Fractional real estate, wherein an investor purchases a share of a fully furnished apartment, townhouse or detached house, has been a minor hit at Western Canadian resorts since the concept was introduced five years ago.

The main attractions for buyers are price, a share in potential appreciation and convenience.

Fractional real estate provides both a legal and use structure that makes sharing a property easy. For example, in a quarter ownership, there are four owners. Each owner would get his or her own title just for his or her legal quarter interest. They can put a mortgage on it, pay their mortgage off, or sell without having to deal with other owners.

There are a number of different programs, but the bottom line is that there is a plan so that each of the owners has absolute certainty about when they can use the home.

A third-party manager is employed to maintain the property, and all the owners contribute equally to the cost of maintenance, management, a fund for future replacement of furnishings and normal repairs.

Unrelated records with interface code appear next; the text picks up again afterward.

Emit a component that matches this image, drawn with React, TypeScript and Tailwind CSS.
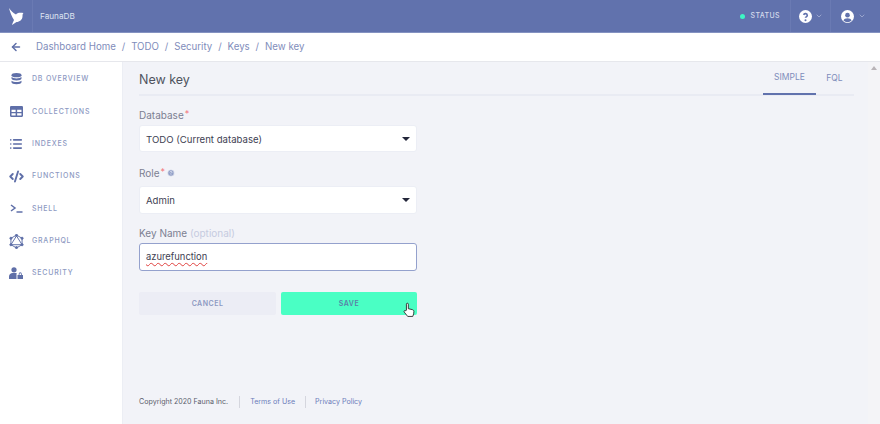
import { ArrowLeft, ChevronDown, CircleHelp, List, CodeXml } from "lucide-react";

const navItems = [
  { label: "DB OVERVIEW", icon: "db" },
  { label: "COLLECTIONS", icon: "table" },
  { label: "INDEXES", icon: "list" },
  { label: "FUNCTIONS", icon: "code" },
  { label: "SHELL", icon: "shell" },
  { label: "GRAPHQL", icon: "graphql" },
  { label: "SECURITY", icon: "security" },
];

const crumbs = ["Dashboard Home", "TODO", "Security", "Keys", "New key"];

function NavIcon({ name }: { name: string }) {
  const cls = "w-[13px] h-[13px] text-[#5f6fa8]";
  if (name === "db") {
    return (
      <svg viewBox="0 0 12 13" className={cls} fill="currentColor">
        <ellipse cx="6" cy="2.2" rx="5" ry="2.1" />
        <path d="M1 4v1.6c0 1.1 2.2 2 5 2s5-.9 5-2V4c-1 .9-3 1.4-5 1.4S2 4.900 1 4z" />
        <path d="M1 7.700v1.500c0 1.100 2.200 2 5 2s5-.9 5-2V7.700c-1 .9-3 1.400-5 1.400s-4-.5-5-1.400z" />
      </svg>
    );
  }
  if (name === "table") {
    return (
      <svg viewBox="0 0 12 12" className={cls} fill="currentColor">
        <path fillRule="evenodd" d="M1 1h10a1 1 0 0 1 1 1v8a1 1 0 0 1-1 1H1a1 1 0 0 1-1-1V2a1 1 0 0 1 1-1zm.4 3.400v2h3.800v-2H1.400zm5.200 0v2h4v-2h-4zm-5.200 3.200v2h3.800v-2H1.400zm5.200 0v2h4v-2h-4z" />
      </svg>
    );
  }
  if (name === "list") {
    return <List className="w-[14px] h-[14px] text-[#5f6fa8]" strokeWidth={2.8} />;
  }
  if (name === "code") {
    return <CodeXml className="w-[15px] h-[15px] text-[#5f6fa8]" strokeWidth={3} />;
  }
  if (name === "shell") {
    return (
      <svg viewBox="0 0 13 10" className={cls} fill="none" stroke="currentColor" strokeWidth="1.500">
        <path d="M1 1.500 5 4.500 1 7.500" />
        <path d="M6.500 8.500H12.500" />
      </svg>
    );
  }
  if (name === "graphql") {
    return (
      <svg viewBox="0 0 14 14" className="w-[15px] h-[15px] text-[#5f6fa8]" fill="currentColor" stroke="currentColor" strokeWidth="0.9">
        <path d="M7 1 12.200 4v6L7 13 1.800 10V4z" fill="none" />
        <path d="M7 1.800 12.200 10H1.800z" fill="none" />
        <circle cx="7" cy="1.300" r="1" />
        <circle cx="12.200" cy="4" r="1" />
        <circle cx="12.200" cy="10" r="1" />
        <circle cx="7" cy="12.700" r="1" />
        <circle cx="1.800" cy="10" r="1" />
        <circle cx="1.800" cy="4" r="1" />
      </svg>
    );
  }
  return (
    <svg viewBox="0 0 14 12" className="w-[14px] h-[12px] text-[#5f6fa8]" fill="currentColor">
      <circle cx="5" cy="2.800" r="2.600" />
      <path d="M0 12V9.500C0 7.500 1.800 6 3.500 6h3c.6 0 1 .1 1.300.3-.2.4-.3.8-.3 1.200V12H0z" />
      <path fillRule="evenodd" d="M8.500 8h5.500v4H8.500V8zm1.200 0V6.900a1.550 1.550 0 0 1 3.100 0V8h-.8V6.900a.75.75 0 0 0-1.500 0V8h-.8z" />
    </svg>
  );
}

function SelectField({ value, tall }: { value: string; tall?: boolean }) {
  return (
    <div className={`${tall ? "h-[28px]" : "h-[27px]"} bg-white rounded-[3px] border border-[#eceef5] flex items-center justify-between pl-[6px] pr-[6px]`}>
      <span className="text-[9.600px] text-[#3e4152] pt-[3px]">{value}</span>
      <span className="w-0 h-0 border-x-[4px] border-x-transparent border-t-[4px] border-t-[#23263a]" />
    </div>
  );
}

export default function App() {
  return (
    <div className="w-[880px] h-[424px] overflow-hidden flex flex-col bg-[#f2f3f8] font-['Inter',sans-serif]">
      {/* Top bar */}
      <header className="h-[33px] shrink-0 bg-[#6172ad] border-b border-[#8492c1] flex items-center">
        <div className="w-[32px] flex justify-center">
          <svg viewBox="0 0 15 17" className="w-[15px] h-[17px] text-white" fill="currentColor">
            <path d="M0 0C2 3 4 5 7 6.500 8 5 10 4.500 14.500 5 13.500 6 13.500 7 13.500 8.500 13.500 11.500 10.500 14 7.500 14L3 17C3.500 15 4.500 13 5 12 3 9 1 4.500 0 0z" />
          </svg>
        </div>
        <div className="h-full border-l border-[#6a7ab3]" />
        <span className="ml-[7px] text-[8.200px] text-[#dfe3f0]">FaunaDB</span>
        <div className="ml-auto flex items-center h-full">
          <span className="w-[5px] h-[5px] rounded-full bg-[#3df5c4]" />
          <span className="ml-[5.500px] text-[7px] tracking-[0.4px] font-medium text-[#d6dbec]">STATUS</span>
          <div className="ml-[10px] h-full border-l border-[#6a7ab3]" />
          <svg viewBox="0 0 24 24" className="ml-[8px] w-[13px] h-[13px]" fill="none">
            <circle cx="12" cy="12" r="12" fill="#ffffff" />
            <path d="M8.500 9a3.500 3.500 0 0 1 6.800 1.100c0 2.300-3.300 2.600-3.300 4.400" stroke="#6172ad" strokeWidth="3" />
            <circle cx="12" cy="18.800" r="1.900" fill="#6172ad" />
          </svg>
          <ChevronDown className="ml-[3px] w-[8px] h-[8px] text-[#a5afd2]" strokeWidth={2.5} />
          <div className="ml-[7px] h-full border-l border-[#6a7ab3]" />
          <svg viewBox="0 0 24 24" className="ml-[10px] w-[13px] h-[13px]">
            <circle cx="12" cy="12" r="12" fill="#ffffff" />
            <circle cx="12" cy="9.500" r="4.300" fill="#6172ad" />
            <path d="M4.500 19.500c1-3 4-4.300 7.500-4.300s6.500 1.300 7.500 4.300a10.500 10.500 0 0 1-15 0z" fill="#6172ad" />
          </svg>
          <ChevronDown className="ml-[4px] w-[8px] h-[8px] mr-[14px] text-[#a5afd2]" strokeWidth={2.5} />
        </div>
      </header>

      {/* Breadcrumbs */}
      <div className="h-[29px] shrink-0 bg-white border-b border-[#e6e7ec] flex items-center">
        <ArrowLeft className="ml-[10px] w-[12px] h-[12px] text-[#5f6fa8]" strokeWidth={3} />
        <nav className="ml-[14px] pt-[1px] flex items-center text-[9.700px] text-[#7f8dbb]">
          {crumbs.map((crumb, i) => (
            <span key={crumb} className="flex items-center">
              {i > 0 && <span className="mx-[5.900px]">/</span>}
              {crumb}
            </span>
          ))}
        </nav>
      </div>

      <div className="flex-1 flex min-h-0">
        {/* Sidebar */}
        <aside className="w-[123px] shrink-0 bg-white border-r border-[#eceef4] pt-[1.500px]">
          {navItems.map((item) => (
            <div key={item.label} className="h-[32.300px] flex items-center">
              <div className="w-[32px] flex justify-center">
                <NavIcon name={item.icon} />
              </div>
              <span className="text-[7px] font-medium tracking-[0.8px] text-[#8d99c2]">{item.label}</span>
            </div>
          ))}
        </aside>

        {/* Main */}
        <main className="flex-1 flex flex-col min-w-0 relative">
          <div className="pl-[16px] pr-[26px] flex-1 flex flex-col">
            <div className="h-[34px] flex items-stretch border-b-2 border-[#e9ebf3]">
              <h1 className="text-[12.500px] text-[#50535f] leading-[36px]">New key</h1>
              <div className="ml-auto flex h-[33px] text-[8.500px] text-[#7f8dbb]">
                <div className="w-[53px] h-[33px] flex items-center justify-center border-b-2 border-[#6172ad]">SIMPLE</div>
                <div className="w-[37px] h-[33px] flex items-center justify-center mr-[1px]">FQL</div>
              </div>
            </div>

            <form className="w-[278px]">
              <label className="block mt-[12px] h-[17px] text-[10px] leading-[14px] text-[#7c7f92]">
                Database<span className="text-[#f2737c] align-top text-[9px] leading-[12px] ml-[1px]">*</span>
              </label>
              <SelectField value="TODO (Current database)" />

              <label className="mt-[14px] h-[20px] flex items-start text-[10px] leading-[14px] text-[#7c7f92]">
                Role<span className="text-[#f2737c] text-[9px] leading-[12px] ml-[1px]">*</span>
                <CircleHelp className="ml-[2px] mt-[3px] w-[8px] h-[8px] text-[#f2f3f8] fill-[#93a0c8]" strokeWidth={2} />
              </label>
              <SelectField value="Admin" tall />

              <label className="block mt-[12px] h-[17px] text-[10px] leading-[14px] text-[#7c7f92]">
                Key Name <span className="text-[#c6cbe0]">(optional)</span>
              </label>
              <div className="h-[28px] bg-white rounded-[3px] border border-[#94a1cd] flex items-center pl-[6px]">
                <span className="text-[9.400px] text-[#3e4152] pt-[1px] underline decoration-wavy decoration-[#e0413f] decoration-[0.7px] underline-offset-[2px]">azurefunction</span>
              </div>

              <div className="mt-[21px] flex gap-[5px]">
                <button type="button" className="w-[137px] h-[23px] pt-[2px] rounded-[2px] bg-[#ecedf5] text-[7px] font-semibold tracking-[0.5px] text-[#8d99c2]">CANCEL</button>
                <button type="button" className="w-[136px] h-[23px] pt-[2px] rounded-[2px] bg-[#4affc4] text-[7px] font-semibold tracking-[0.5px] text-[#5b7fa8]">SAVE</button>
              </div>
            </form>

            <footer className="mt-auto mb-[15px] flex items-center h-[14px] text-[7.100px] text-[#5a5d6c]">
              <span>Copyright 2020 Fauna Inc.</span>
              <span className="mx-[10.500px] h-[12px] border-l border-[#d5d6de]" />
              <span className="text-[#6c7cba]">Terms of Use</span>
              <span className="mx-[9.500px] h-[12px] border-l border-[#d5d6de]" />
              <span className="text-[#6c7cba]">Privacy Policy</span>
            </footer>
          </div>

          {/* Hand cursor over the save button */}
          <svg viewBox="0 0 14 18" className="absolute left-[280px] top-[240px] w-[12px] h-[16px]" fill="#ffffff" stroke="#222222" strokeWidth="1">
            <path d="M4 9V2.200a1.100 1.100 0 0 1 2.200 0V7.500l4.500 1c1.200.3 2 1 2 2.200 0 2-.3 3.500-1.300 5.800H5.500L1.500 11.500c-1-1.300.6-2.600 1.800-1.500z" />
          </svg>

          {/* Scrollbar track */}
          <div className="absolute right-0 top-0 bottom-0 w-[12px] bg-[#f4f4f7] flex justify-center pt-[4px]">
            <span className="w-0 h-0 border-x-[3px] border-x-transparent border-b-[4px] border-b-[#b9b4b8]" />
          </div>
        </main>
      </div>
    </div>
  );
}
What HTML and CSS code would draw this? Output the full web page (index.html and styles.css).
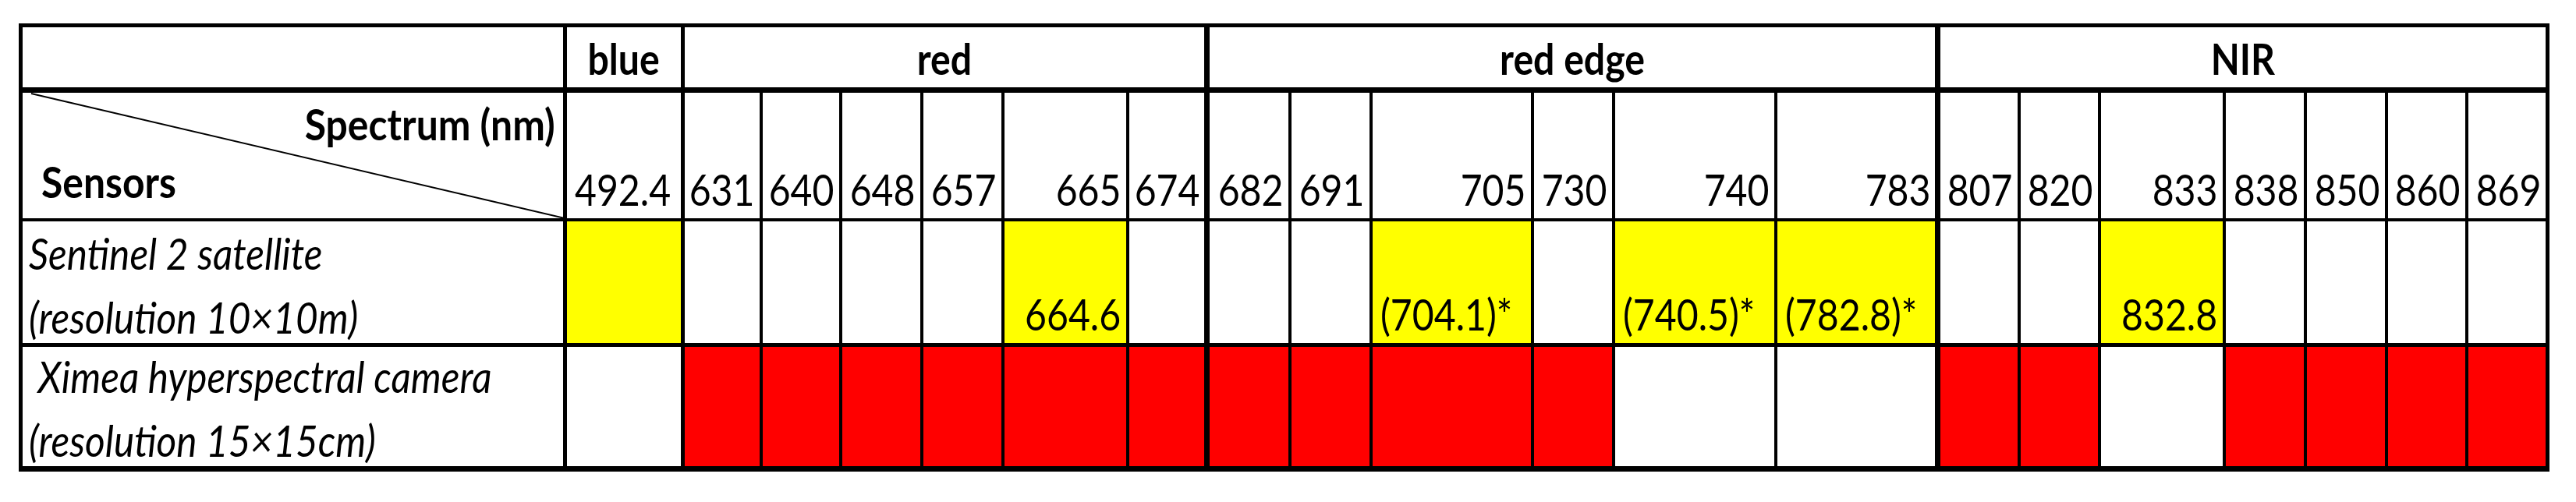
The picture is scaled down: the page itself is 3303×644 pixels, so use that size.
FILE: index.html
```html
<!DOCTYPE html>
<html lang="en">
<head>
<meta charset="utf-8">
<title>Spectral bands: Sentinel 2 and Ximea camera</title>
<link rel="stylesheet" href="styles.css">
</head>
<body>
<table class="bands">
  <colgroup>
    <col class="w698 s5"><col class="w151 s5">
    <col class="w100"><col class="w102"><col class="w104"><col class="w104"><col class="w160"><col class="w102 ge">
    <col class="w106"><col class="w104"><col class="w207"><col class="w104"><col class="w208"><col class="w208 ge">
    <col class="w104"><col class="w103"><col class="w160"><col class="w104"><col class="w104"><col class="w103"><col class="w104">
  </colgroup>
  <thead>
    <tr class="r-group">
      <th class="s5"></th>
      <th class="s5"><div class="c"><span class="t">blue</span></div></th>
      <th class="ge" colspan="6"><div class="c"><span class="t">red</span></div></th>
      <th class="ge" colspan="6"><div class="c"><span class="t">red edge</span></div></th>
      <th colspan="7"><div class="c"><span class="t">NIR</span></div></th>
    </tr>
    <tr class="r-wl">
      <th class="s5 diag">
        <svg class="diag-line" viewBox="0 0 693 161" preserveAspectRatio="none" aria-hidden="true"><line x1="11" y1="1" x2="693" y2="161" stroke="#000" stroke-width="2" vector-effect="non-scaling-stroke"/></svg>
        <div class="r spec"><span class="t">Spectrum (nm)</span></div>
        <div class="l sensors"><span class="t">Sensors</span></div>
      </th>
      <th class="s5"><div class="l"><span class="t">492.4</span></div></th>
      <th><div class="r"><span class="t">631</span></div></th>
      <th><div class="r"><span class="t">640</span></div></th>
      <th><div class="r"><span class="t">648</span></div></th>
      <th><div class="r"><span class="t">657</span></div></th>
      <th><div class="r"><span class="t">665</span></div></th>
      <th class="ge"><div class="r"><span class="t">674</span></div></th>
      <th><div class="r"><span class="t">682</span></div></th>
      <th><div class="r"><span class="t">691</span></div></th>
      <th><div class="r"><span class="t">705</span></div></th>
      <th><div class="r"><span class="t">730</span></div></th>
      <th><div class="r"><span class="t">740</span></div></th>
      <th class="ge"><div class="r"><span class="t">783</span></div></th>
      <th><div class="r"><span class="t">807</span></div></th>
      <th><div class="r"><span class="t">820</span></div></th>
      <th><div class="r"><span class="t">833</span></div></th>
      <th><div class="r"><span class="t">838</span></div></th>
      <th><div class="r"><span class="t">850</span></div></th>
      <th><div class="r"><span class="t">860</span></div></th>
      <th><div class="r"><span class="t">869</span></div></th>
    </tr>
  </thead>
  <tbody>
    <tr class="r-s2">
      <th class="s5 name">
        <div class="name-box">
          <div class="l0"><span class="t">Sentinel 2 satellite</span></div>
          <div class="l0"><span class="t">(resolution 10×10m)</span></div>
        </div>
      </th>
      <td class="s5 y"></td>
      <td></td><td></td><td></td><td></td>
      <td class="y"><div class="r"><span class="t">664.6</span></div></td>
      <td class="ge"></td>
      <td></td><td></td>
      <td class="y"><div class="l"><span class="t">(704.1)*</span></div></td>
      <td></td>
      <td class="y"><div class="l"><span class="t">(740.5)*</span></div></td>
      <td class="ge y"><div class="l"><span class="t">(782.8)*</span></div></td>
      <td></td><td></td>
      <td class="y"><div class="r"><span class="t">832.8</span></div></td>
      <td></td><td></td><td></td><td></td>
    </tr>
    <tr class="r-xi">
      <th class="s5 name">
        <div class="name-box up">
          <div class="l0"><span class="t"> Ximea hyperspectral camera</span></div>
          <div class="l0"><span class="t">(resolution 15×15cm)</span></div>
        </div>
      </th>
      <td class="s5"></td>
      <td class="x"></td><td class="x"></td><td class="x"></td><td class="x"></td><td class="x"></td><td class="x ge"></td>
      <td class="x"></td><td class="x"></td><td class="x"></td><td class="x"></td><td></td><td class="ge"></td>
      <td class="x"></td><td class="x"></td><td></td><td class="x"></td><td class="x"></td><td class="x"></td><td class="x"></td>
    </tr>
  </tbody>
</table>
</body>
</html>
```

FILE: styles.css
```css
html, body {
  margin: 0;
  background: #fff;
}

body {
  font-family: Lato, "Open Sans", "Noto Sans", sans-serif;
  color: #000;
  --sx: 0.86;
}

.bands {
  border-collapse: collapse;
  table-layout: fixed;
  width: 3245px;
  margin: 30px 0 0 24px;
  border: 5px solid #000;
  border-bottom-width: 7px;
  font-size: 56px;
  line-height: 74px;
}

.bands th,
.bands td {
  border: 4px solid #000;
  padding: 0;
  vertical-align: bottom;
  text-align: left;
  font-weight: 400;
}

/* column widths (grid line to grid line) */
col.w698 { width: 698px; }
col.w151 { width: 151px; }
col.w100 { width: 100px; }
col.w102 { width: 102px; }
col.w103 { width: 103px; }
col.w104 { width: 104px; }
col.w106 { width: 106px; }
col.w160 { width: 160px; }
col.w207 { width: 207px; }
col.w208 { width: 208px; }

col.s5, .bands .s5 { border-right: 5px solid #000; }
col.ge, .bands .ge { border-right: 7px solid #000; }

/* rows */
.r-group { height: 83px; }
.r-group th {
  border-bottom-width: 7px;
  font-weight: 700;
}
.r-wl { height: 166px; }
.r-s2 { height: 161px; }
.r-s2 > th,
.r-s2 > td { border-bottom-width: 5px; }
.r-xi { height: 159px; }

/* cell fills */
.y { background: #ffff00; }
.x { background: #ff0000; }

/* text boxes */
.c, .l, .r, .l0 {
  display: flex;
  white-space: pre;
}
.c { justify-content: center; }
.l { justify-content: flex-start; padding-left: 10px; }
.l0 { justify-content: flex-start; padding-left: 8px; }
.r { justify-content: flex-end; padding-right: 6px; }

.t {
  display: inline-block;
  transform: scaleX(var(--sx));
}
.c .t { transform-origin: center; }
.l .t, .l0 .t { transform-origin: left; }
.r .t { transform-origin: right; }

/* diagonal corner cell */
.bands .diag {
  position: relative;
  vertical-align: top;
  padding-top: 3px;
  font-weight: 700;
  --sx: 0.89;
}
.diag-line {
  position: absolute;
  left: 0;
  top: 0;
  width: 100%;
  height: 100%;
}
.spec { padding-right: 10px; position: relative; }
.sensors { padding-left: 24px; position: relative; }

/* sensor names */
.bands .name {
  vertical-align: top;
  font-style: italic;
  --sx: 0.885;
}
.name-box {
  height: 150px;
  line-height: 82px;
}
.name-box.up { margin-top: -3px; }
```
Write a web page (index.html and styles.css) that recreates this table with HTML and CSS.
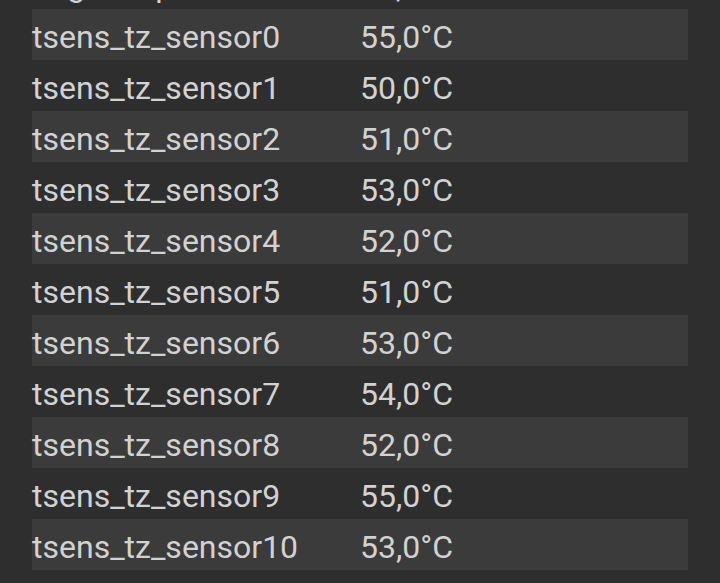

In some cases, exchanges can be made at other resort locations.

For many buyers, fractional real estate is their only option if they want to buy into an expensive market. For instance, for $250,000 a buyer could own a quarter ownership of a three-bedroom luxury townhouse at Whistler, one of Canada’s top ski resorts, which would be worth well over $1.5 million for full ownership. Usage arrangements vary between projects, from straightforward to extremely innovative.

Generally, if you own one quarter of a property you get to use it every fourth week, except if one of your weeks happens to fall on the scheduled maintenance week. If you want two or three weeks together you could either go through an exchange system that the project has set up or see if one of the other owners wants to trade weeks. Some plans provide for use for two weeks at a time, or a month at a time. Also there are more flexible arrangements where there is scheduled time for peak demand periods but usage for the rest of the year is based on a rotating selection process

Financing a fractional ownership can be a challenge as many lenders aren’t familiar with them. If the project is big enough or if it is in a major resort area, the lenders may have already put a financing package together for the project. Otherwise it’s often means using a mortgage broker to find a lender who will make the loan. Many buyers pay cash and others will re-mortgage their home or another property in order to buy their fractional property.

Fractional costs are higher than if the home was sold for full ownership. The reason is that the developer ends up with higher legal, marketing and financing costs. Typical premiums across North America range from 10 percent to 60 percent depending on the size of the fraction.

There is limited information on resales of fractional real estate because the concept is so new. At Whistler the first major quarter share project sold in 1998 and several hundred quarter shares have been sold since. There were 50 quarter-share resales in 2003, typically at a nice uplift in price over the original purchase. In one instance, a quarter share purchase had increased in value by more than 50 percent in five years, but there are no guarantees.

If you are planning on a fractional share the best advice is to buy for enjoyment, not for profit.

For informationon fractional real estate, a veteran in this niche field is Bryan Wooley, president of Maverick Real Estate Corp., of Vancouver, B.C. with offices in Calgary, Kelowna, Seattle and Denver. Wooley can be reached at 604 661-1868, bryanw@maverickrealestate.com or www.maverickrealestate.com

Frank O’Brien can be reached at fobrien@dccnet.com.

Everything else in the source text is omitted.